Komatsu compared it to the FIA’s clampdown on drivers driving too slowly in qualifying and how the minimum time solution regularly leads to breaches: “The more you go into detail, the more difficult to cover those, and it creates another problem.”
He doesn’t think it’s possible for the FIA to account for every single variable in the cost cap, so it’s unfair to make an exemption based on just one.
"I don't know if interesting is the right word but in the F1 Commission meeting, apart from Sauber, funnily enough, everyone is against it,” he continued.
“So I don't know why the FIA is just completely pushing for it. Again you have to say how about those guys in Italy in Ferrari and RB has some facility in Italy and also we have a half-Italian facility, half-UK facility, where do you stop?
“An engineer going from the UK to Italy, has certain big financial benefits in Italy, so are you compensating for that? Of course not. So where do you stop?
“Unless you look at every single dimension it's very difficult to make it completely fair. Can you look at every single dimension? I don't think so.
“So I think it's very dangerous to do that to be honest.”
When asked why it was being pushed through when 90% of the teams didn’t want it, Komatsu simply said “you said it no?”.
The FIA sees things differently, as FIA single-seater director Nikolas Tombazis outlined in Austin earlier this year.
“Well first of all, I will say that in a democracy where there’s nine wolves and one sheep, I think you can see who will be on the table for the nine wolves,” Tombazis said.

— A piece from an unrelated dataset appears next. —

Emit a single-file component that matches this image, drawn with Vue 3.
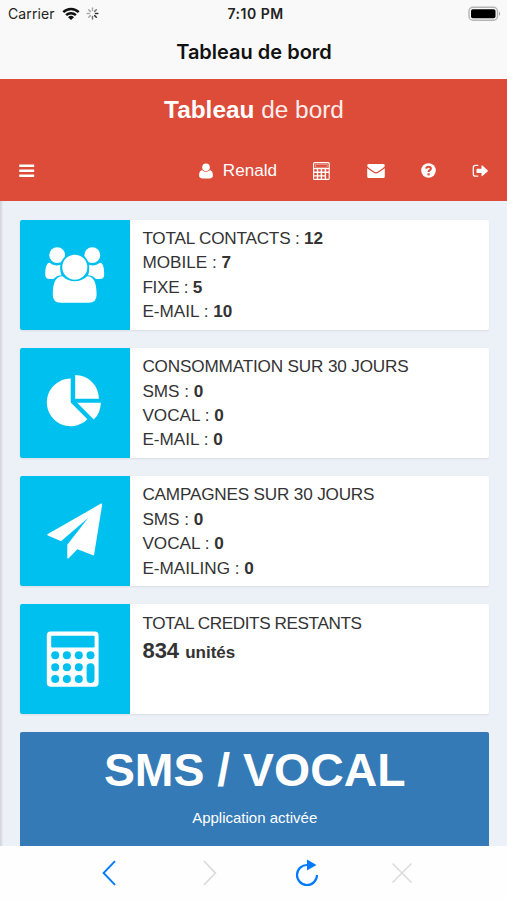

“So therefore while we do want to have of course consensus and democracy and involvement, it is our responsibility to also try to be fair and we’ll have opportunities every five years or six years or so to make adjustments that are aiming for fairness where, maybe within the competition of Formula 1, it’s difficult to get the necessary levels of majorities amongst teams to support change.
“It became obvious to us that salaries in certain countries are much much higher and cost of living is much higher in some countries, I see it myself, I live in Geneva. When I go to the supermarket I think about it.
“We felt that for roughly the equal cost cap, a team based in a high-level cost country like Switzerland would end up having approximately 30% or even 40% fewer people working on the car which we felt was fundamentally unfair.
“So, we’ve decided to, this could either lead to us trying to take some actions from a regulatory point of view, or it would eventually mean that teams could not operate and a team like Sauber would have to basically close and move to another country which we don’t think is the right way for a world championship to operate.
“So that’s why there’s an adjustment in the financial regulations for ‘26, which we’ll basically adjust the salaries, the salary that gets considered in the cost cap, by some factors that get determined by OECD [Organisation for Economic Co-operation and Development] data - that’s not FIA data to be clear; that’s data that’s available to the world.
Now, may I just add that as we have financial regulations already in place, and we get data from teams, we know that this OECD data is very consistent with the salary differences that exist even within the Formula 1 context and amongst the engineers and teams.
“So it’s not just OECD data. We have overriding and compelling evidence also from what teams are paying their aerodynamicists or their designers or their shop floor workers or anything and all of that points to the same direction.
“Therefore, I think this regulation is completely fair. I will also say that we do plan to enhance it a bit more; we do plan to give it a bit more transparency as well so that teams that are maybe worried that something, I don't know, underhand, is happening, would be convinced.
“I think if you looked at the data, I don’t think anyone would have doubt about the fairness of this regulation.”